How to compute a choice model using aggregated sales data?

Hello,

So I have products and their sales data per brand, and I dont observe specific consumers choices, but I have the sales data, how to compute the aggregated choice utility using PyMC.

Thanks in advance.

I’m not sure what aggregated choice utility is, but this is something where you’ll need a statistical model. If you can write the model you want to use down in math, folks on this list should be able to help you code it in PyMC.

If the question is which model to use, then it would help to know what aggregated choice utility is and how sales data relate to it. Is there an existing literature on this kind of model?

1 Like

Like @bob-carpenter said it depends on what your (ideal) model of non-aggregated data looks like.

There’s some literature I’ve come across in the past, and in practice, we’ve worked with some DirichletMultinomial / Nested logit / Mixed logit models, but that’s a very vague kind of reply.

Train (2009), Discrete Choice Methods with Simulation (Cambridge University Press), has some general / good stuff

This also comes in my bibliography, but I don’t recall if it was that useful:

Newman, J. P., Lurkin, V., & Garrow, L. A. (2018). Computational methods for estimating multinomial, nested, and cross-nested logit models that account for semi-aggregate data. Journal of choice modelling, 26, 28-40.

1 Like

Hello, I solved I think somehow the structuration of the problem. Here is a first version; I would be happy to receive any feedback (this is just an initial draft).

with pm.Model(coords=coords) as model:
    walk = pm.Data("walk", safe_walk, dims=["grid", "brand"])
    drive = pm.Data("drive", safe_drive, dims=["grid", "brand"])
    population = pm.Data(
    "population",
    population_array,
    dims=["grid"]
    )
    b_walk = pm.Normal("b_walk", mu=0.5, sigma=0.2, dims="brand")
    b_drive = pm.Normal("b_drive", mu=0.5, sigma=0.1, dims="brand")
    d_alpha_w = pm.HalfNormal("d_alpha_w", sigma=0.1, dims="brand")
    d_alpha_d = pm.HalfNormal("d_alpha_d", sigma=0.1, dims="brand")

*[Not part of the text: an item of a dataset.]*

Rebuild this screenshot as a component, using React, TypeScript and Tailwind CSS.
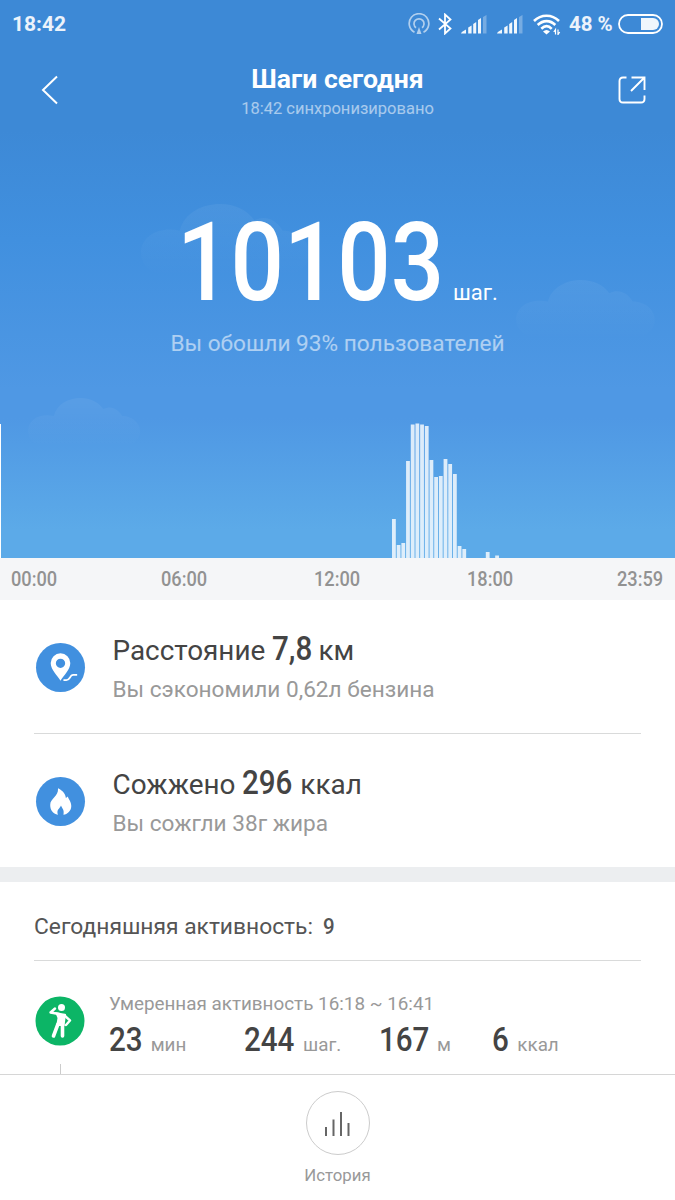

    base_utility_raw = pm.Normal("base_utility_raw", mu=0.5, sigma=0.1, dims="brand")
    base_utility = base_utility_raw - pm.math.mean(base_utility_raw)


    outside_utility = 0.0

    utility = pm.Deterministic(
        "utility",
        base_utility + b_walk*(1/pm.math.exp(walk**d_alpha_w)) + \
                          b_drive*(1/pm.math.exp(drive**d_alpha_d)),
        dims=["grid", "brand"],
    )


    outside_column = pm.math.zeros((utility.shape[0], 1)) + outside_utility

    utility_full = pm.math.concatenate(
        [utility, outside_column],
        axis=1
    )


    utility_centered = utility_full - pm.math.max(
        utility_full, axis=1, keepdims=True
    )
    market_share_full = pm.math.softmax(utility_centered, axis=1)
    market_share = pm.Deterministic(
        "market_share",
        market_share_full[:, :-1],
        dims=["grid", "brand"]
    )


    D = pm.Deterministic(
        "D",
        market_share * population[:, np.newaxis],
        dims=["grid", "brand"]
    )

    total_demand_brand = pm.Deterministic("total_demand_brand", D.sum(axis=0), dims="brand")

    observed_totals = ca_observed_array.sum(axis=0)
    total_ca = observed_totals.sum()

    observed_totals = ca_observed_array.sum(axis=0)
    observed_shares = observed_totals / observed_totals.sum()

    predicted_shares = total_demand_brand / total_demand_brand.sum()

    likelihood = pm.Dirichlet(
        "likelihood",
        a=predicted_shares * 200, 
        observed=observed_shares
    )


    trace = pm.sample(
        draws=10000,
        tune=1000,
        target_accept=0.90,
        return_inferencedata=True,
        progressbar=True
    )

Aggregated choice utility is used when we do not observe individual discrete choices. For example, I am currently modeling where to locate a new retail store. To model consumer behavior toward existing stores (for which I have sales data), I would normally need to know which consumers chose which stores. However, I do not observe individual-level choices for each person in the population.

To address this, I use spatial grids as groups of consumers. I then interpret the store utility and resulting choice probabilities as the market share of each store within each grid. This is how I apply an aggregate choice model.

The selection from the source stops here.